While conservative governments in other parts of the world, such as the United Kingdom, have (now) fully supported a strong investment in infrastructure, seeing it as central to the economic recovery of the nation, the conservatives in the United States (well, most of them anyway) have run on platforms to squash spending, at the expense of jobs and economic recovery. Since, chances are, the American House of Representatives will be going red today, let’s get to know our future Speaker of the House John Boehner, current House Minority Leader and Republican from Ohio.

The representative from Ohio is pro-infrastructure—let’s face it, he has to be considering the state’s highways and byways have more craters than the moon—and supports improving roads as well as water and sewer infrastructure. These improvements are necessary. Most of the water and sewer infrastructure in this country is reaching its horizon and is in need of repair and replacement, both for public health and to accommodate growing urban populations.

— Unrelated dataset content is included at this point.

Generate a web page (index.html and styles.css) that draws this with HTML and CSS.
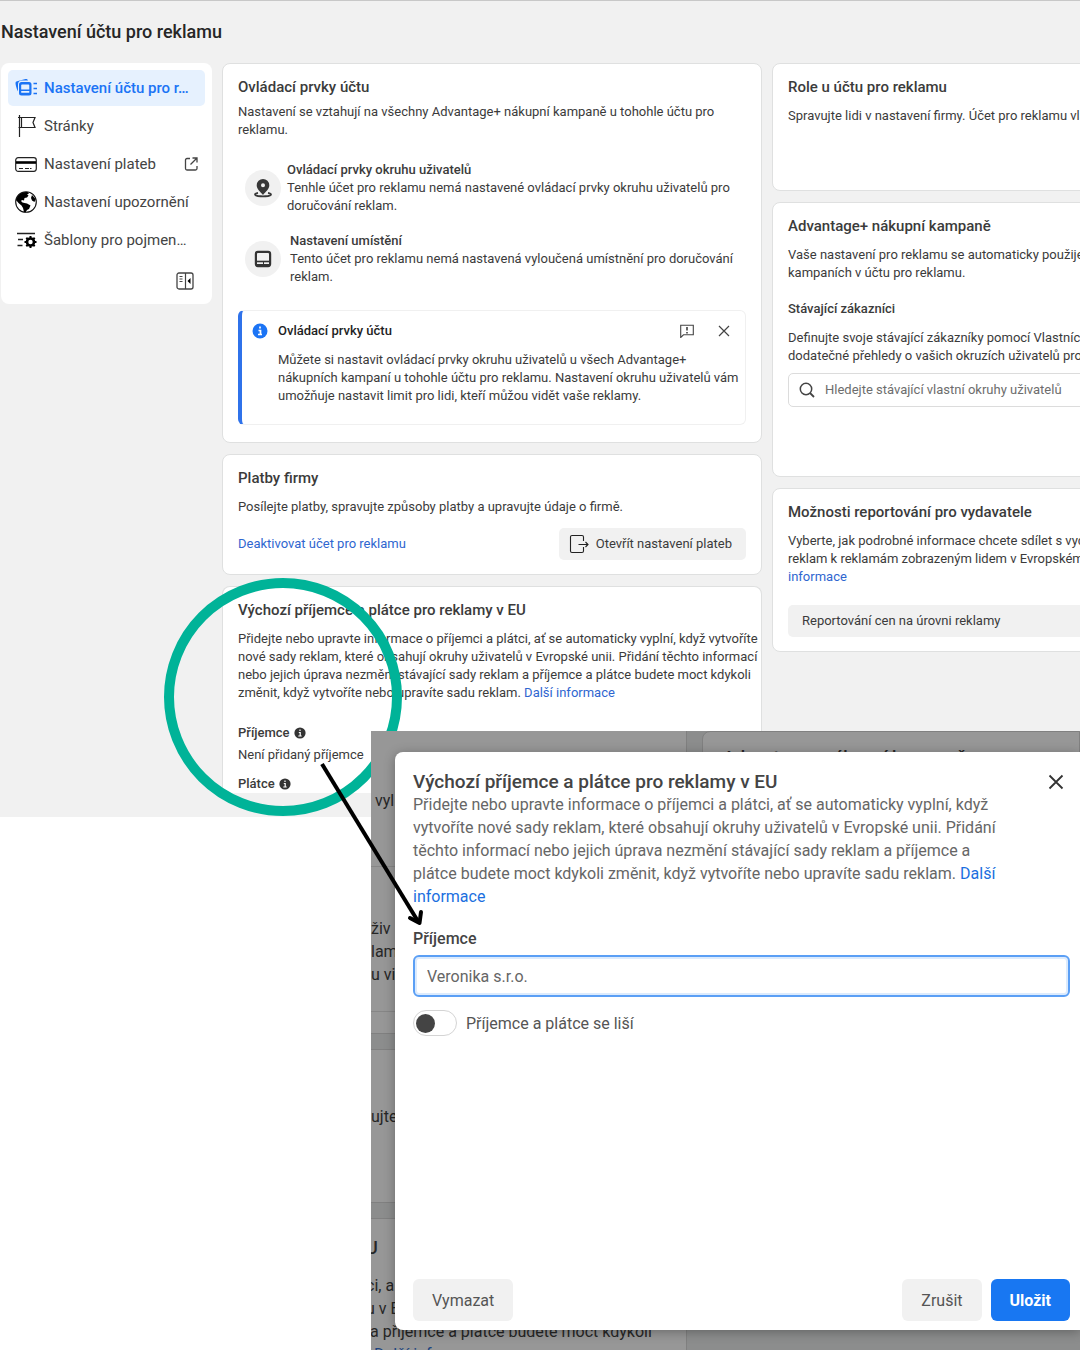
FILE: index.html
```html
<!DOCTYPE html>
<html lang="cs">
<head>
<meta charset="utf-8">
<meta name="viewport" content="width=device-width, initial-scale=1">
<title>Nastavení účtu pro reklamu</title>
<link rel="stylesheet" href="styles.css">
</head>
<body>
<div class="collage">
  <div class="page">
    <header class="page-header"><h1>Nastavení účtu pro reklamu</h1></header>
    <div class="columns">
      <nav class="sidebar">
        <a class="nav-item active" href="#ucet">
          <svg class="nav-icon" viewBox="0 0 22 22"><path d="M3 14.500C1.300 11 .5 7.500.5 6c0-1 .7-1.600 1.600-1.800L10.500 2c1-.2 2 .2 2.500 1.500H7C4.500 3.500 3 5 3 7.500z" fill="#1b74f5"/><path d="M6.500 5H14a2.500 2.500 0 0 1 2.500 2.500V16a2.500 2.500 0 0 1-2.500 2.500H6.500A2.500 2.500 0 0 1 4 16V7.500A2.500 2.500 0 0 1 6.500 5zM7 7.500q-.8 0-.8.8V12.500h8.100V8.300q0-.8-.8-.8zM6.200 14v1.200q0 .6.6.6h6.900q.6 0 .6-.6V14z" fill="#1b74f5" fill-rule="evenodd"/><path d="M18.500 6.500H22M18.500 11.500H22M18.500 16.500H22" stroke="#1b74f5" stroke-width="1.600"/></svg>
          <span>Nastavení účtu pro r…</span>
        </a>
        <a class="nav-item" href="#stranky">
          <svg class="nav-icon" viewBox="0 0 22 22"><path d="M4.500 0v22M3 2.500h17l-2 5 2 5H3.500M6.500 2.500v10" fill="none" stroke="#222" stroke-width="1.200"/></svg>
          <span>Stránky</span>
        </a>
        <a class="nav-item" href="#platby">
          <svg class="nav-icon" viewBox="0 0 22 22"><rect x=".7" y="4.700" width="20.600" height="13.600" rx="2.500" fill="none" stroke="#222" stroke-width="1.200"/><path d="M1 9.500h20" stroke="#000" stroke-width="2.600"/><path d="M4 15.500h4M10 15.500h4M15 15.500h1.500" stroke="#222"/></svg>
          <span>Nastavení plateb</span>
          <svg class="nav-external" viewBox="0 0 14 14"><path d="M6 1.500H3A1.500 1.500 0 0 0 1.500 3v8.500A1.500 1.500 0 0 0 3 13h8.500a1.500 1.500 0 0 0 1.500-1.500V9M8.500 1H13v4.500M13 1L6.500 7.500" fill="none" stroke="#444" stroke-width="1.300"/></svg>
        </a>
        <a class="nav-item" href="#upozorneni">
          <svg class="nav-icon" viewBox="0 0 22 22"><circle cx="11" cy="11" r="10.300" fill="#fff" stroke="#111" stroke-width="1.100"/><path d="M2.500 5.500C4.500 2 8.500.500 12.500 1l1.500 1.500-2 1 1.500 1-1.500 2-2.500.5-.500 2.500-2-.5-1 1 1.500 1.500 2 .5 2.500.5 3.500 2-1.500 3.500-2 1-1.500 2.500-1.500-.5-1-4-1.500-2.500-3-2.500-2.500-3zM17 4l3.500 4-1 3-2.500-1.500-1-2.500z"/></svg>
          <span>Nastavení upozornění</span>
        </a>
        <a class="nav-item" href="#sablony">
          <svg class="nav-icon" viewBox="0 0 22 22"><path d="M2 4.500h18M3 10.500h5M2.500 16.500h5" stroke="#222" stroke-width="1.300"/><circle cx="15.500" cy="13" r="3.500" fill="none" stroke="#000" stroke-width="2.600"/><path d="M15.500 7v2.500M15.500 16.500V19M9.500 13H12M19 13h2.500M11.300 8.800L13 10.500M18 15.500l1.700 1.700M19.700 8.800L18 10.500M13 15.500l-1.700 1.700" stroke="#000" stroke-width="2"/></svg>
          <span>Šablony pro pojmen…</span>
        </a>
        <button class="collapse" type="button" aria-label="Sbalit nabídku">
          <svg width="18" height="18" viewBox="0 0 18 18"><rect x="1" y="1" width="16" height="16" rx="2" fill="none" stroke="#444" stroke-width="1.300"/><path d="M9.500 1v16M3.500 4.500h3M3.500 7h3M3.500 9.500h3" stroke="#444" stroke-width="1.200"/><path d="M14.500 6v6l-3-3z"/></svg>
        </button>
      </nav>

      <main class="column">
        <section class="card">
          <h2>Ovládací prvky účtu</h2>
          <p class="tight">Nastavení se vztahují na všechny Advantage+ nákupní kampaně u tohohle účtu pro reklamu.</p>
          <div class="controls">
            <div class="control">
              <span class="bubble"><svg width="20" height="20" viewBox="0 0 20 20"><path d="M10 1a6.300 6.300 0 0 1 6.300 6.300c0 4-3.800 6.500-6.300 9.700-2.500-3.200-6.300-5.700-6.300-9.700A6.300 6.300 0 0 1 10 1zm0 4.300A2 2 0 1 0 10 9.300 2 2 0 0 0 10 5.300z" fill="#383838" fill-rule="evenodd"/><path d="M5 14.800c-4 .8-4 2.400 0 3.200 3 .5 7 .5 10 0 4-.8 4-2.400 0-3.200" fill="none" stroke="#383838" stroke-width="1.800"/></svg></span>
              <div><h3>Ovládací prvky okruhu uživatelů</h3><p>Tenhle účet pro reklamu nemá nastavené ovládací prvky okruhu uživatelů pro doručování reklam.</p></div>
            </div>
            <div class="control wide">
              <span class="bubble"><svg width="20" height="20" viewBox="0 0 20 20"><rect x="2.900" y="2.900" width="14.200" height="14.200" rx="2" fill="none" stroke="#333" stroke-width="2.200"/><path d="M3 12.500h14" stroke="#333" stroke-width="1.600"/><path d="M3 16h14" stroke="#333" stroke-width="2"/><path d="M10.500 12v5" stroke="#333"/></svg></span>
              <div><h3>Nastavení umístění</h3><p>Tento účet pro reklamu nemá nastavená vyloučená umístnění pro doručování reklam.</p></div>
            </div>
          </div>
          <aside class="notice">
            <svg class="notice-icon" viewBox="0 0 16 16"><circle cx="8" cy="8" r="7.500" fill="#1b74f5"/><path d="M8 3.500v2M6.500 7.500h2v4M6 11.500h4" fill="none" stroke="#fff" stroke-width="1.700"/></svg>
            <div class="notice-body">
              <div class="notice-head">
                <h3>Ovládací prvky účtu</h3>
                <button type="button" aria-label="Zpětná vazba"><svg width="14" height="14" viewBox="0 0 14 14"><path d="M.7 13.500V1.200h12.600v9.600H3.500z" fill="none" stroke="#444" stroke-width="1.100"/><path d="M7 3v3.500M7 8v1.500" stroke="#333" stroke-width="1.500"/></svg></button>
                <button type="button" aria-label="Zavřít"><svg width="12" height="12" viewBox="0 0 12 12"><path d="M1 1l10 10M11 1L1 11" stroke="#444" stroke-width="1.200"/></svg></button>
              </div>
              <p class="line">Můžete si nastavit ovládací prvky okruhu uživatelů u všech Advantage+<br>nákupních kampaní u tohohle účtu pro reklamu. Nastavení okruhu uživatelů vám<br>umožňuje nastavit limit pro lidi, kteří můžou vidět vaše reklamy.</p>
            </div>
          </aside>
        </section>

        <section class="card">
          <h2>Platby firmy</h2>
          <p>Posílejte platby, spravujte způsoby platby a upravujte údaje o firmě.</p>
          <div class="actions">
            <a href="#deaktivovat">Deaktivovat účet pro reklamu</a>
            <button class="button" type="button"><svg width="20" height="20" viewBox="0 0 20 20"><path d="M14.500 7V3A1.500 1.500 0 0 0 13 1.500H3A1.500 1.500 0 0 0 1.500 3v14A1.500 1.500 0 0 0 3 18.500h10a1.500 1.500 0 0 0 1.500-1.500v-4M9.500 10.500H19M16.500 8l2.500 2.500-2.500 2.500" fill="none" stroke="#222" stroke-width="1.100"/></svg>Otevřít nastavení plateb</button>
          </div>
        </section>

        <section class="card cut">
          <h2>Výchozí příjemce a plátce pro reklamy v EU</h2>
          <p class="line">Přidejte nebo upravte informace o příjemci a plátci, ať se automaticky vyplní, když vytvoříte<br>nové sady reklam, které obsahují okruhy uživatelů v Evropské unii. Přidání těchto informací<br>nebo jejich úprava nezmění stávající sady reklam a příjemce a plátce budete moct kdykoli<br>změnit, když vytvoříte nebo upravíte sadu reklam. <a href="#dalsi">Další informace</a></p>
          <dl class="parties">
            <dt>Příjemce <svg width="12" height="12" viewBox="0 0 12 12"><circle cx="6" cy="6" r="5.600" fill="#333"/><path d="M6 2.500V4M4.800 5.500h1.400V9M4.300 9h3.400" fill="none" stroke="#fff" stroke-width="1.200"/></svg></dt>
            <dd>Není přidaný příjemce</dd>
            <dt>Plátce <svg width="12" height="12" viewBox="0 0 12 12"><circle cx="6" cy="6" r="5.600" fill="#333"/><path d="M6 2.500V4M4.800 5.500h1.400V9M4.300 9h3.400" fill="none" stroke="#fff" stroke-width="1.200"/></svg></dt>
          </dl>
        </section>
      </main>

      <div class="column">
        <section class="card roles">
          <h2>Role u účtu pro reklamu</h2>
          <p class="line">Spravujte lidi v nastavení firmy. Účet pro reklamu vlas</p>
        </section>
        <section class="card advantage">
          <h2>Advantage+ nákupní kampaně</h2>
          <p class="line">Vaše nastavení pro reklamu se automaticky použije v<br>kampaních v účtu pro reklamu.</p>
          <h3>Stávající zákazníci</h3>
          <p class="line">Definujte svoje stávající zákazníky pomocí Vlastních<br>dodatečné přehledy o vašich okruzích uživatelů pro A</p>
          <label class="search">
            <svg width="16" height="16" viewBox="0 0 16 16"><circle cx="7" cy="7" r="5.700" fill="none" stroke="#444" stroke-width="1.500"/><path d="M11 11l4 4" stroke="#444" stroke-width="1.800"/></svg>
            <input type="search" placeholder="Hledejte stávající vlastní okruhy uživatelů" aria-label="Hledejte stávající vlastní okruhy uživatelů">
          </label>
        </section>
        <section class="card">
          <h2>Možnosti reportování pro vydavatele</h2>
          <p class="line">Vyberte, jak podrobné informace chcete sdílet s vyda<br>reklam k reklamám zobrazeným lidem v Evropském<br><a href="#informace">informace</a></p>
          <button class="button block" type="button">Reportování cen na úrovni reklamy</button>
        </section>
      </div>
    </div>
  </div>

  <div class="ring"></div>

  <div class="overlay">
    <div class="backdrop" aria-hidden="true">
      <div class="back-column">
        <div class="back-card first"><p>&nbsp;vyl</p><div class="back-notice"><p>živ</p><p>lam</p><p>u vi</p></div></div>
        <div class="back-card second"><p>ujte</p></div>
        <div class="back-card third"><h4>U</h4><p>ci, a</p><p>u v E</p><p>&nbsp;a příjemce a plátce budete moct kdykoli</p><p class="blue">&nbsp;&nbsp;Další inf</p></div>
      </div>
      <div class="back-card side"><h4>Advantage+ nákupní kampaně</h4></div>
    </div>
    <form class="dialog" role="dialog" aria-labelledby="dialog-title">
      <div class="dialog-head">
        <h2 id="dialog-title">Výchozí příjemce a plátce pro reklamy v EU</h2>
        <button class="close" type="button" aria-label="Zavřít"><svg width="16" height="16" viewBox="0 0 16 16"><path d="M1.500 1.500l13 13M14.500 1.500l-13 13" stroke="#333" stroke-width="1.800"/></svg></button>
      </div>
      <p class="dialog-text">Přidejte nebo upravte informace o příjemci a plátci, ať se automaticky vyplní, když vytvoříte nové sady reklam, které obsahují okruhy uživatelů v Evropské unii. Přidání těchto informací nebo jejich úprava nezmění stávající sady reklam a příjemce a plátce budete moct kdykoli změnit, když vytvoříte nebo upravíte sadu reklam. <a href="#dalsi">Další informace</a></p>
      <label class="field-label" for="payee">Příjemce</label>
      <input class="field" id="payee" type="text" value="Veronika s.r.o.">
      <label class="switch"><input type="checkbox">Příjemce a plátce se liší</label>
      <div class="dialog-actions">
        <button class="dialog-button" type="button">Vymazat</button>
        <div class="dialog-confirm">
          <button class="dialog-button" type="button">Zrušit</button>
          <button class="dialog-button primary" type="submit">Uložit</button>
        </div>
      </div>
    </form>
  </div>

  <svg class="arrow" width="120" height="180" viewBox="0 0 120 180" aria-hidden="true"><path d="M12 14L109 173" fill="none" stroke="#000" stroke-width="4"/><path d="M100 168l9.500 5 1.500-11" fill="none" stroke="#000" stroke-width="4" stroke-linecap="round" stroke-linejoin="round"/></svg>
</div>
</body>
</html>
```
FILE: styles.css
```css
* { box-sizing: border-box; }

body {
  margin: 0;
  background: #fff;
  color: #3b3b3b;
  font: 13px/18px Roboto, "Liberation Sans", sans-serif;
}

h1, h2, h3, h4, p, dl, dd { margin: 0; }
button, input { font: inherit; color: inherit; }
button { padding: 0; border: 0; background: none; }
svg { display: block; flex: none; }
a { color: #2f66d0; text-decoration: none; }

.collage {
  position: relative;
  min-height: 100vh;
  overflow: hidden;
}

/* Settings page */
.page {
  padding: 0 0 24px 1px;
  border-top: 1px solid #c8c8c8;
  background: #f1f1f1;
}

.page-header {
  display: flex;
  align-items: center;
  height: 62px;
}

h1 {
  color: #262626;
  font-size: 18px;
  font-weight: 500;
  line-height: 24px;
}

.columns {
  display: grid;
  grid-template-columns: 211px repeat(2, minmax(540px, 1fr));
  align-items: start;
  gap: 10px;
}

.sidebar {
  display: flex;
  flex-direction: column;
  gap: 2px;
  padding: 7px;
  border-radius: 8px;
  background: #fff;
}

.nav-item {
  display: flex;
  align-items: center;
  gap: 7px;
  height: 36px;
  padding: 0 7px;
  border-radius: 5px;
  color: #444;
  font-size: 15px;
  white-space: nowrap;
}

.nav-item.active {
  background: #e6f1fe;
  color: #1b74f5;
  font-weight: 500;
}

.nav-icon { width: 22px; height: 22px; }
.nav-external { width: 14px; height: 14px; margin-left: auto; }

.collapse {
  align-self: flex-end;
  padding: 12px 11px 7px;
}

.column {
  display: flex;
  flex-direction: column;
  gap: 11px;
}

.card {
  padding: 13px 15px 14px;
  border: 1px solid #dfe0e0;
  border-radius: 8px;
  background: #fff;
}

.card.cut {
  padding-bottom: 0;
  border-bottom: 0;
  border-radius: 8px 8px 0 0;
}

.roles { min-height: 128px; }
.advantage { min-height: 275px; }

h2 {
  font-size: 15px;
  font-weight: 500;
  line-height: 20px;
}

h3 {
  font-size: 13px;
  font-weight: 500;
  line-height: 18px;
}

.card > h2 + p { margin-top: 10px; }
.card > h2 + p.tight { margin-top: 6px; }
.advantage > h3 { margin: 18px 0 11px; }
.line { white-space: nowrap; }

.controls {
  display: flex;
  flex-direction: column;
  gap: 17px;
  margin: 22px 0 24px;
  padding-left: 7px;
}

.control {
  display: flex;
  align-items: center;
  gap: 6px;
}

.control.wide { gap: 9px; }

.bubble {
  display: grid;
  flex: none;
  place-items: center;
  width: 36px;
  height: 36px;
  border-radius: 50%;
  background: #f1f1f1;
}

.notice {
  display: flex;
  gap: 10px;
  margin-bottom: 3px;
  padding: 11px 15px 19px 10px;
  border: 1px solid #f0f0f0;
  border-left: 4px solid #2f72ea;
  border-radius: 6px;
}

.notice-icon { width: 16px; height: 16px; margin-top: 1px; }
.notice-body { flex: 1; min-width: 0; }

.notice-head {
  display: flex;
  align-items: center;
  gap: 24px;
  margin-bottom: 11px;
  color: #1f1f1f;
}

.notice-head h3 { flex: 1; }

.actions {
  display: flex;
  align-items: center;
  justify-content: space-between;
  margin-top: 12px;
}

.button {
  display: flex;
  align-items: center;
  gap: 7px;
  height: 32px;
  padding: 0 14px 0 10px;
  border-radius: 5px;
  background: #f1f1f1;
}

.button.block {
  width: 100%;
  margin-top: 19px;
  padding: 0 14px;
}

.parties { margin-top: 22px; }

.parties dt {
  display: flex;
  align-items: center;
  gap: 4px;
  font-weight: 500;
}

.parties dd { margin: 4px 0 11px; }

.search {
  display: flex;
  align-items: center;
  gap: 10px;
  height: 34px;
  margin-top: 8px;
  padding: 0 10px;
  border: 1px solid #dcdcdc;
  border-radius: 5px;
}

.search input {
  flex: 1;
  min-width: 0;
  padding: 0;
  border: 0;
  outline: 0;
  background: none;
}

.search input::placeholder { color: #6d6d6d; opacity: 1; }

/* Annotations */
.ring {
  position: absolute;
  top: 578px;
  left: 164px;
  width: 238px;
  height: 238px;
  border: 10px solid #00b398;
  border-radius: 50%;
}

.arrow {
  position: absolute;
  top: 750px;
  left: 310px;
}

/* Dialog over the dimmed page */
.overlay {
  position: absolute;
  top: 731px;
  right: 0;
  bottom: 0;
  left: 371px;
  overflow: hidden;
  background: #8c8d8d;
  font-size: 16px;
  line-height: 23px;
}

.backdrop {
  display: flex;
  gap: 15px;
  height: 100%;
  color: #262626;
  white-space: nowrap;
}

.back-column {
  display: flex;
  flex: none;
  flex-direction: column;
  gap: 15px;
  width: 316px;
}

.back-card {
  flex: none;
  border: 1px solid #808080;
  border-left: 0;
  background: #979797;
}

.back-card h4 { font-size: 18px; font-weight: 500; line-height: 23px; }

.back-card.first { height: 303px; padding-top: 58px; border-top: 0; }
.back-notice { height: 146px; margin-top: 54px; padding-top: 50px; border: solid #868686; border-width: 1px 0; }
.back-card.second { height: 154px; padding-top: 55px; }
.back-card.third { padding-top: 17px; border-bottom: 0; }
.back-card.third > * { margin-left: -5px; }
.back-card.third h4 { margin-bottom: 15px; }
.blue { color: #1d4580; }

.back-card.side {
  flex: 1;
  align-self: flex-start;
  height: 400px;
  padding: 14px 20px;
  border-left: 1px solid #808080;
  border-radius: 8px 0 0 0;
}

.dialog {
  position: absolute;
  top: 21px;
  right: 0;
  bottom: 20px;
  left: 24px;
  display: flex;
  flex-direction: column;
  padding: 18px 10px 9px 18px;
  border-radius: 8px 0 0 8px;
  background: #fff;
  color: #666;
  box-shadow: 0 2px 12px rgba(0, 0, 0, .3);
}

.dialog-head {
  display: flex;
  align-items: center;
  justify-content: space-between;
  padding-right: 6px;
  color: #444;
}

.dialog-head h2 { font-size: 19px; line-height: 23px; }
.dialog-text { max-width: 600px; }
.dialog a { color: #1b6fe0; }

.field-label {
  margin-top: 19px;
  color: #444;
  font-weight: 500;
}

.field {
  width: 100%;
  height: 42px;
  margin-top: 5px;
  padding: 0 12px;
  border: 2px solid #5b9ff5;
  border-radius: 6px;
  outline: 0;
  background: #fff;
  box-shadow: inset 0 0 0 2px #dcebfd;
}

.switch {
  display: flex;
  align-items: center;
  gap: 9px;
  margin-top: 13px;
  color: #555;
}

.switch input {
  display: flex;
  align-items: center;
  width: 44px;
  height: 26px;
  margin: 0;
  padding: 0 2px;
  border: 1px solid #d4d4d4;
  border-radius: 13px;
  background: #fff;
  appearance: none;
}

.switch input::before {
  width: 19px;
  height: 19px;
  border-radius: 50%;
  background: #444;
  content: "";
}

.switch input:checked { justify-content: flex-end; }

.dialog-actions, .dialog-confirm { display: flex; gap: 9px; }

.dialog-actions {
  justify-content: space-between;
  margin-top: auto;
}

.dialog-button {
  height: 42px;
  padding: 0 19px;
  border-radius: 6px;
  background: #f1f1f1;
  color: #555;
}

.dialog-button.primary {
  background: #1877f2;
  color: #fff;
  font-weight: 700;
}
```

However, Boehner’s not a fan of livable communities or public transportation. He’s made it known that he and his party would block funding towards high speed rail. In fact, New Jersey governor Chris Christie has already set this ball in motion. High speed rail, already utilized in Europe and Japan, is considered the future of transportation and would improve commuter times on the east coast and in central commuter rail hubs nationwide. With more people, particularly the younger generation, moving to cities and preferring trains to automobiles, this may prove to be a giant kick to our own groins.

Next on the chopping block are bike and walking paths and beautification projects. Though Boehner supports widening highways to ease congestion, he doesn’t support improving bike infrastructure. Bike infrastructure would also ease congestion and make commuting safer for cyclists and motorists alike. Plus, it would get at the heart, or in this case the fat, of that pesky obesity problem in America. Treehugger quotes him as saying, “I think there’s a place for infrastructure, but what kind of infrastructure? Infrastructure to widen highways, to ease congestion for American families? Is it to build some buildings that are necessary? But if we’re talking about beautification projects, or we’re talking about bike paths, Americans are not going to look very kindly on this.” Americans or just your party—the party of ‘no’ who had no problem spending trillions in Iraq and Afghanistan, but can’t justify an investment that would put Americans to work and improve the physical and economic health of the country?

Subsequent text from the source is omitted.